Mr. Addis recently helped Kellogg develop branding for its natural Kashi brand's first kids' cereal, Mighty Bites, which he suggested is a much better sell to parents in part because of the inherent health message. "Health needs to be somewhat self-evident and the reason to fall in love is what you need to focus on," Mr. Addis said.

According to yet another disappointed retail executive, Kellogg hasn't given consumers that reason. "I don't think they've made a case for people to switch from Cheerios," he said. "I'd call it Tiger Pooper."

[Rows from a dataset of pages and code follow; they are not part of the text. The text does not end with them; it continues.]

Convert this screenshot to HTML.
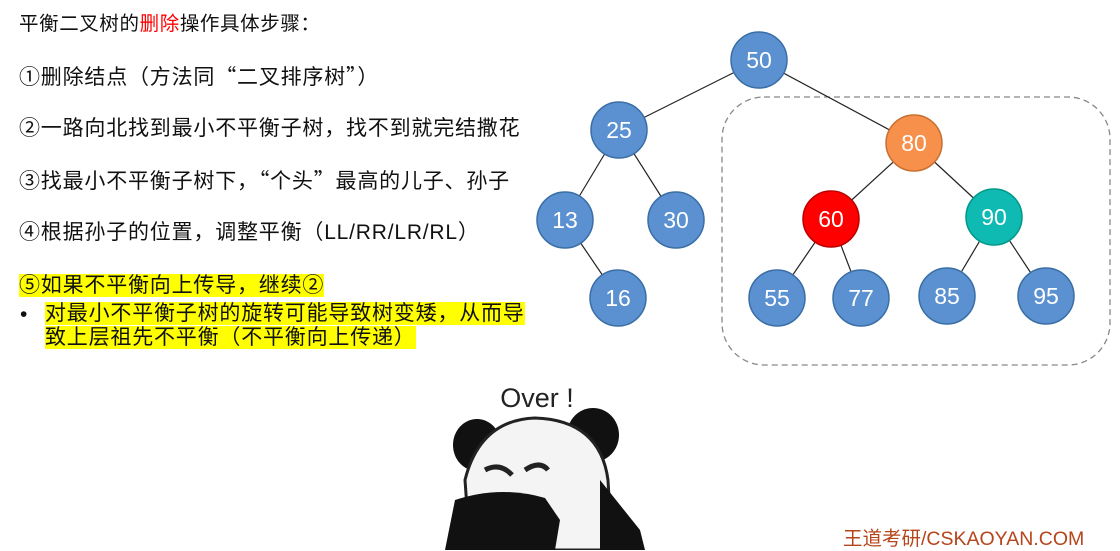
<!DOCTYPE html>
<html><head><meta charset="utf-8"><style>
body{margin:0;width:1120px;height:550px;background:#fff;position:relative;overflow:hidden;font-family:"Liberation Sans","Noto Sans CJK SC",sans-serif;color:#111}
.t{position:absolute;left:19px;font-size:21px;letter-spacing:0.8px;white-space:nowrap;line-height:25px}
.q{font-family:"Noto Sans CJK SC",sans-serif}
.hl{background:#ffff00}
.foot{position:absolute;left:843px;top:522px;font-size:19.5px;color:#b5451b;white-space:nowrap}
</style></head><body>
<div class="t" style="top:12px;font-size:19.5px;letter-spacing:0.6px">平衡二叉树的<span style="color:#ff0000">删除</span>操作具体步骤：</div>
<div class="t" style="top:64px">①删除结点（方法同<span class="q">“</span>二叉排序树<span class="q">”</span>）</div>
<div class="t" style="top:116px">②一路向北找到最小不平衡子树，找不到就完结撒花</div>
<div class="t" style="top:168px">③找最小不平衡子树下，<span class="q">“</span>个头<span class="q">”</span>最高的儿子、孙子</div>
<div class="t" style="top:220px">④根据孙子的位置，调整平衡（LL/RR/LR/RL）</div>
<div class="t" style="top:273px"><span class="hl">⑤如果不平衡向上传导，继续②</span></div>
<div class="t" style="top:302px;left:20px">•</div>
<div class="t" style="top:302px;left:45px;line-height:24px"><span class="hl">对最小不平衡子树的旋转可能导致树变矮，从而导</span><br><span class="hl">致上层祖先不平衡（不平衡向上传递）</span></div>

<svg width="1120" height="550" style="position:absolute;left:0;top:0">
<rect x="722" y="97" width="388" height="268" rx="42" fill="none" stroke="#888" stroke-width="1.3" stroke-dasharray="6,4"/>
<g stroke="#222" stroke-width="1.2">
<line x1="759" y1="60" x2="619" y2="130"/><line x1="759" y1="60" x2="914" y2="143"/>
<line x1="619" y1="130" x2="565" y2="220"/><line x1="619" y1="130" x2="676" y2="220"/>
<line x1="565" y1="220" x2="618" y2="298"/>
<line x1="914" y1="143" x2="831" y2="219"/><line x1="914" y1="143" x2="994" y2="217"/>
<line x1="831" y1="219" x2="777" y2="298"/><line x1="831" y1="219" x2="861" y2="298"/>
<line x1="994" y1="217" x2="947" y2="296"/><line x1="994" y1="217" x2="1046" y2="296"/>
</g>
<g stroke="#3a6ea5" stroke-width="1.5" font-family="Liberation Sans" font-size="23" text-anchor="middle">
<g fill="#5b91d1">
<circle cx="759" cy="60" r="28"/><circle cx="619" cy="130" r="28"/><circle cx="565" cy="220" r="28"/><circle cx="676" cy="220" r="28"/><circle cx="618" cy="298" r="28"/><circle cx="777" cy="298" r="28"/><circle cx="861" cy="298" r="28"/><circle cx="947" cy="296" r="28"/><circle cx="1046" cy="296" r="28"/>
</g>
<circle cx="914" cy="143" r="28" fill="#f7904a" stroke="#c77030"/>
<circle cx="831" cy="219" r="28" fill="#ff0000" stroke="#b00"/>
<circle cx="994" cy="217" r="28" fill="#0fbab3" stroke="#098"/>
<g fill="#fff" stroke="none">
<text x="759" y="68">50</text><text x="619" y="138">25</text><text x="914" y="151">80</text><text x="565" y="228">13</text><text x="676" y="228">30</text><text x="831" y="227">60</text><text x="994" y="225">90</text><text x="618" y="306">16</text><text x="777" y="306">55</text><text x="861" y="306">77</text><text x="947" y="304">85</text><text x="1046" y="304">95</text>
</g></g>
<text x="537" y="407" font-family="Liberation Sans" font-size="27" text-anchor="middle" fill="#222">Over !</text>
<g>
<ellipse cx="477" cy="445" rx="24" ry="26" fill="#111"/>
<ellipse cx="593" cy="435" rx="26" ry="27" fill="#111"/>
<path d="M470 550 L465 480 Q480 420 535 418 Q600 420 608 480 L612 550 Z" fill="#f4f4f4" stroke="#222" stroke-width="3"/>
<path d="M485 470 Q500 462 512 475" stroke="#222" stroke-width="5" fill="none"/>
<path d="M525 470 Q540 460 548 470" stroke="#222" stroke-width="5" fill="none"/>
<path d="M445 550 L455 500 Q500 485 545 498 L560 520 L555 550 Z" fill="#111"/>
<path d="M600 480 L640 530 L645 550 L600 550 Z" fill="#111"/>
</g>
</svg>
<div class="foot">王道考研/CSKAOYAN.COM</div>
</body></html>
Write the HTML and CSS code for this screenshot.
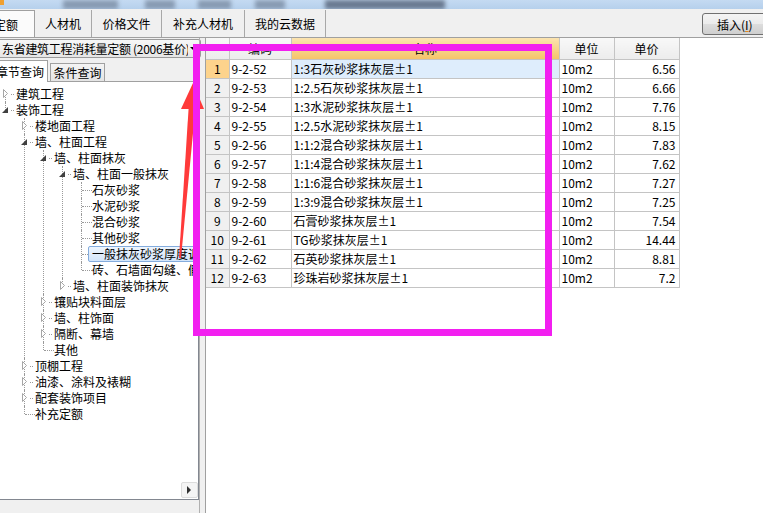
FILE: index.html
```html
<!DOCTYPE html>
<html lang="zh-CN">
<head>
  <meta charset="UTF-8">
  <title>定额查询</title>
  <link rel="stylesheet" href="styles.css">
</head>
<body>

  <div class="titlebar">
    <span class="app-icon"></span>
    <span class="blur b1"></span>
    <span class="blur b2"></span>
    <span class="blur b3"></span>
    <span class="blur b4"></span>
    <span class="blur b5"></span>
  </div>

  <div class="toolbar">
    <div class="tabs">
      <div class="tab active"><span class="cut">定额</span></div>
      <div class="tab w57">人材机</div>
      <div class="tab w70">价格文件</div>
      <div class="tab w83">补充人材机</div>
      <div class="tab w81">我的云数据</div>
    </div>
    <button class="insert-btn">插入(<u>I</u>)</button>
  </div>

  <div class="main">
    <div class="left">
      <div class="combo">
        <span class="combo-text">东省建筑工程消耗量定额 (2006基价)</span>
        <span class="combo-arrow"></span>
      </div>

      <div class="query-tabs">
        <div class="qtab active">章节查询</div>
        <div class="qtab">条件查询</div>
      </div>

      <div class="tree-box">
        <ul class="tree">
          <li><div class="node"><span class="twisty closed"></span><span class="dot"></span><span class="label">建筑工程</span></div></li>
          <li><div class="node"><span class="twisty open"></span><span class="dot"></span><span class="label">装饰工程</span></div>
            <ul>
              <li><div class="node"><span class="twisty closed"></span><span class="dot"></span><span class="label">楼地面工程</span></div></li>
              <li><div class="node"><span class="twisty open"></span><span class="dot"></span><span class="label">墙、柱面工程</span></div>
                <ul>
                  <li><div class="node"><span class="twisty open"></span><span class="dot"></span><span class="label">墙、柱面抹灰</span></div>
                    <ul>
                      <li><div class="node"><span class="twisty open"></span><span class="dot"></span><span class="label">墙、柱面一般抹灰</span></div>
                        <ul>
                          <li><div class="node leaf"><span class="hline"></span><span class="label">石灰砂浆</span></div></li>
                          <li><div class="node leaf"><span class="hline"></span><span class="label">水泥砂浆</span></div></li>
                          <li><div class="node leaf"><span class="hline"></span><span class="label">混合砂浆</span></div></li>
                          <li><div class="node leaf"><span class="hline"></span><span class="label">其他砂浆</span></div></li>
                          <li><div class="node leaf"><span class="hline"></span><span class="label selected">一般抹灰砂浆厚度调整</span></div></li>
                          <li><div class="node leaf"><span class="hline"></span><span class="label">砖、石墙面勾缝、假面砖</span></div></li>
                        </ul>
                      </li>
                      <li><div class="node"><span class="twisty closed"></span><span class="dot"></span><span class="label">墙、柱面装饰抹灰</span></div></li>
                    </ul>
                  </li>
                  <li><div class="node"><span class="twisty closed"></span><span class="dot"></span><span class="label">镶贴块料面层</span></div></li>
                  <li><div class="node"><span class="twisty closed"></span><span class="dot"></span><span class="label">墙、柱饰面</span></div></li>
                  <li><div class="node"><span class="twisty closed"></span><span class="dot"></span><span class="label">隔断、幕墙</span></div></li>
                  <li><div class="node leaf"><span class="hline"></span><span class="label">其他</span></div></li>
                </ul>
              </li>
              <li><div class="node"><span class="twisty closed"></span><span class="dot"></span><span class="label">顶棚工程</span></div></li>
              <li><div class="node"><span class="twisty closed"></span><span class="dot"></span><span class="label">油漆、涂料及裱糊</span></div></li>
              <li><div class="node"><span class="twisty closed"></span><span class="dot"></span><span class="label">配套装饰项目</span></div></li>
              <li><div class="node leaf"><span class="hline"></span><span class="label">补充定额</span></div></li>
            </ul>
          </li>
        </ul>
        <div class="hscroll"><span class="hscroll-btn"></span></div>
      </div>
    </div>

    <div class="splitter"></div>

    <div class="right">
      <table class="grid">
        <colgroup>
          <col class="c-no"><col class="c-code"><col class="c-name"><col class="c-unit"><col class="c-price">
        </colgroup>
        <thead>
          <tr><th></th><th>编码</th><th class="hl">名称</th><th>单位</th><th>单价</th></tr>
        </thead>
        <tbody>
          <tr class="current"><td class="no">1</td><td>9-2-52</td><td class="name">1:3石灰砂浆抹灰层±1</td><td>10m2</td><td class="num">6.56</td></tr>
          <tr><td class="no">2</td><td>9-2-53</td><td>1:2.5石灰砂浆抹灰层±1</td><td>10m2</td><td class="num">6.66</td></tr>
          <tr><td class="no">3</td><td>9-2-54</td><td>1:3水泥砂浆抹灰层±1</td><td>10m2</td><td class="num">7.76</td></tr>
          <tr><td class="no">4</td><td>9-2-55</td><td>1:2.5水泥砂浆抹灰层±1</td><td>10m2</td><td class="num">8.15</td></tr>
          <tr><td class="no">5</td><td>9-2-56</td><td>1:1:2混合砂浆抹灰层±1</td><td>10m2</td><td class="num">7.83</td></tr>
          <tr><td class="no">6</td><td>9-2-57</td><td>1:1:4混合砂浆抹灰层±1</td><td>10m2</td><td class="num">7.62</td></tr>
          <tr><td class="no">7</td><td>9-2-58</td><td>1:1:6混合砂浆抹灰层±1</td><td>10m2</td><td class="num">7.27</td></tr>
          <tr><td class="no">8</td><td>9-2-59</td><td>1:3:9混合砂浆抹灰层±1</td><td>10m2</td><td class="num">7.25</td></tr>
          <tr><td class="no">9</td><td>9-2-60</td><td>石膏砂浆抹灰层±1</td><td>10m2</td><td class="num">7.54</td></tr>
          <tr><td class="no">10</td><td>9-2-61</td><td>TG砂浆抹灰层±1</td><td>10m2</td><td class="num">14.44</td></tr>
          <tr><td class="no">11</td><td>9-2-62</td><td>石英砂浆抹灰层±1</td><td>10m2</td><td class="num">8.81</td></tr>
          <tr><td class="no">12</td><td>9-2-63</td><td>珍珠岩砂浆抹灰层±1</td><td>10m2</td><td class="num">7.2</td></tr>
        </tbody>
      </table>
    </div>
  </div>

  <!-- annotation drawn over the screenshot -->
  <svg class="markup" width="763" height="513" viewBox="0 0 763 513">
    <polygon points="189,102 196,102 181,258 179,258" fill="#ff3a3a"/>
    <polygon points="193,83 181,109 204,109" fill="#ff3a3a"/>
    <rect x="196.5" y="47.5" width="352" height="285" fill="none" stroke="#f21ff0" stroke-width="7"/>
  </svg>

</body>
</html>
```

FILE: styles.css
```css
* {
  margin: 0;
  padding: 0;
  box-sizing: border-box;
}

body {
  position: relative;
  width: 763px;
  height: 513px;
  overflow: hidden;
  background-color: #f0f0f0;
  font-family: "Noto Sans CJK SC", "Liberation Sans", sans-serif;
  font-size: 12px;
  color: #000;
}

/* window caption, blurred */
.titlebar {
  display: flex;
  height: 9px;
  background: linear-gradient(#c4daf2, #b6d0ec);
  overflow: hidden;
}

.app-icon {
  width: 4px;
  height: 5px;
  background-color: #f0a030;
}

.blur {
  height: 9px;
  background-color: rgba(70, 85, 105, 0.45);
  filter: blur(2px);
}

.b1 { width: 55px; margin-left: 59px; }
.b2 { width: 30px; margin-left: 27px; }
.b3 { width: 33px; margin-left: 23px; }
.b4 { width: 30px; margin-left: 24px; }
.b5 { width: 120px; margin-left: 40px; background-color: rgba(50, 60, 80, 0.6); }

/* tab strip */
.toolbar {
  display: flex;
  justify-content: space-between;
  height: 29px;
  padding-top: 1px;
  border-bottom: 1px solid #a0a0a0;
}

.tabs {
  display: flex;
}

.tab {
  display: flex;
  align-items: center;
  justify-content: center;
  height: 27px;
  border-right: 1px solid #a8a8a8;
  white-space: nowrap;
  font-size: 12px;
}

.tab.active {
  width: 35px;
  justify-content: flex-start;
  overflow: hidden;
  background-color: #fbfbfb;
  border: 1px solid #a0a0a0;
  border-left: none;
  border-bottom: none;
}

.tab .cut {
  margin-left: -6px;
}

.w57 { width: 57px; }
.w70 { width: 70px; }
.w83 { width: 83px; }
.w81 { width: 81px; }

.insert-btn {
  width: 64px;
  height: 22px;
  margin-top: 3px;
  margin-right: -3px;
  padding-left: 14px;
  text-align: left;
  border: 1px solid #707070;
  border-radius: 3px;
  background: linear-gradient(#f4f4f4 0%, #ebebeb 50%, #dddddd 51%, #cfcfcf 100%);
  font-family: inherit;
  font-size: 12px;
  color: #000;
}

.insert-btn u {
  text-decoration-color: #e08a20;
}

/* body */
.main {
  display: flex;
  height: 475px;
}

.left {
  display: flex;
  flex-direction: column;
  width: 199px;
  flex: none;
  padding-bottom: 13px;
}

.combo {
  display: flex;
  align-items: center;
  justify-content: space-between;
  height: 19px;
  margin-top: 1px;
  margin-right: -2px;
  padding: 0 4px 0 2px;
  border: 1px solid #9a9a9a;
  border-left: none;
  border-radius: 0 3px 3px 0;
  background: linear-gradient(#f7f7f7, #e6e6e6);
  overflow: hidden;
}

.combo-text {
  white-space: nowrap;
  overflow: hidden;
  letter-spacing: -0.3px;
}

.combo-arrow {
  flex: none;
  width: 0;
  height: 0;
  margin-left: 2px;
  border-left: 3px solid transparent;
  border-right: 3px solid transparent;
  border-top: 3px solid #000;
}

.query-tabs {
  display: flex;
  align-items: flex-end;
  height: 22px;
  margin-top: 1px;
}

.qtab {
  display: flex;
  align-items: center;
  justify-content: center;
  height: 18px;
  width: 55px;
  margin-left: 2px;
  border: 1px solid #a0a0a0;
  border-bottom: none;
  background: linear-gradient(#f4f4f4, #e4e4e4);
  white-space: nowrap;
}

.qtab.active {
  width: 56px;
  height: 22px;
  margin-left: -8px;
  margin-bottom: -1px;
  background-color: #fff;
  background-image: none;
  position: relative;
  align-items: flex-start;
  padding-top: 2px;
}

.tree-box {
  display: flex;
  flex-direction: column;
  flex: 1;
  background-color: #fff;
  border-top: 1px solid #a0a0a0;
  border-right: 1px solid #828790;
  border-bottom: 1px solid #828790;
  overflow: hidden;
}

.tree {
  flex: 1;
  padding-top: 4px;
  overflow: hidden;
}

.tree,
.tree ul {
  list-style: none;
}

.tree ul {
  padding-left: 19px;
}

.tree li {
  position: relative;
}

.tree li::before {
  content: "";
  position: absolute;
  left: 5px;
  top: 0;
  bottom: 0;
  border-left: 1px dotted #9a9a9a;
}

.tree li:last-child::before {
  bottom: auto;
  height: 8px;
}

.tree > li:first-child::before {
  top: 8px;
}

.node {
  position: relative;
  display: flex;
  align-items: center;
  height: 16px;
  white-space: nowrap;
}

.twisty {
  position: relative;
  z-index: 1;
  flex: none;
  width: 11px;
  height: 16px;
  background-repeat: no-repeat;
}

.twisty.closed {
  background-image: url("data:image/svg+xml,%3Csvg xmlns='http://www.w3.org/2000/svg' width='11' height='16'%3E%3Cpath d='M3.5 3.5 L7.5 7.5 L3.5 11.5 Z' fill='%23fff' stroke='%23a6a6a6'/%3E%3C/svg%3E");
}

.twisty.open {
  background-image: url("data:image/svg+xml,%3Csvg xmlns='http://www.w3.org/2000/svg' width='11' height='16'%3E%3Cpath d='M8 5 L8 11 L2 11 Z' fill='%23404040'/%3E%3C/svg%3E");
}

.dot {
  flex: none;
  width: 3px;
  margin-right: 2px;
  border-top: 1px dotted #9a9a9a;
}

.hline {
  flex: none;
  width: 10px;
  margin-left: 6px;
  border-top: 1px dotted #9a9a9a;
}

.label {
  line-height: 16px;
}

.label.selected {
  margin-left: -4px;
  padding: 0 3px;
  border: 1px solid #84acdd;
  border-radius: 2px;
  background: linear-gradient(#eef5fd, #d3e5fa);
  line-height: 14px;
}

.hscroll {
  display: flex;
  justify-content: flex-end;
  height: 17px;
  background-color: #fff;
}

.hscroll-btn {
  width: 17px;
  height: 16px;
  border: 1px solid #dcdcdc;
  border-radius: 2px;
  background: #f4f4f4 url("data:image/svg+xml,%3Csvg xmlns='http://www.w3.org/2000/svg' width='15' height='14'%3E%3Cpath d='M5 3 L9 7 L5 11 Z' fill='%23303030'/%3E%3C/svg%3E") no-repeat;
}

.splitter {
  width: 6px;
  flex: none;
  border-left: 1px solid #b0b0b0;
}

.right {
  flex: 1;
  background-color: #fff;
  border-left: 1px solid #a0a0a0;
}

/* data grid */
.grid {
  table-layout: fixed;
  border-collapse: collapse;
  width: 473px;
}

.c-no { width: 23px; }
.c-code { width: 62px; }
.c-name { width: 268px; }
.c-unit { width: 55px; }
.c-price { width: 65px; }

.grid th {
  height: 21px;
  padding: 0;
  border: 1px solid #c4c4c4;
  border-top: none;
  background: linear-gradient(#f8f8f8, #ececec);
  font-weight: normal;
  font-size: 12px;
  text-align: center;
}

.grid th:first-child {
  border-left: none;
}

.grid th.hl {
  background: linear-gradient(#fbe3b0, #f5c46a);
}

.grid td {
  height: 19px;
  padding: 0 0 0 2px;
  border: 1px solid #c4c4c4;
  line-height: 17px;
  white-space: nowrap;
  overflow: hidden;
}

.grid td.no {
  padding: 0;
  border-left: none;
  text-align: center;
  background-color: #f0f0f0;
}

.grid td.num {
  padding: 0 3px 0 0;
  text-align: right;
}

.grid tr.current td.no {
  background-color: #fdd38c;
}

.grid tr.current td.name {
  background-color: #deedfc;
}

.markup {
  position: absolute;
  left: 0;
  top: 0;
  pointer-events: none;
}
```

Even if the brand turns out to be a "pooper," however, it isn't expected to affect Kellogg's leading position in cereal with its portfolio totaling roughly $2 billion. Neuberger Berman analyst Bill Leach noted that Kellogg is doing far better than General Mills (the secondary player with sales of $1.8 billion), with cereal volumes for Mills' brands falling a precipitous 9% last quarter, while Kellogg's volume stayed flat.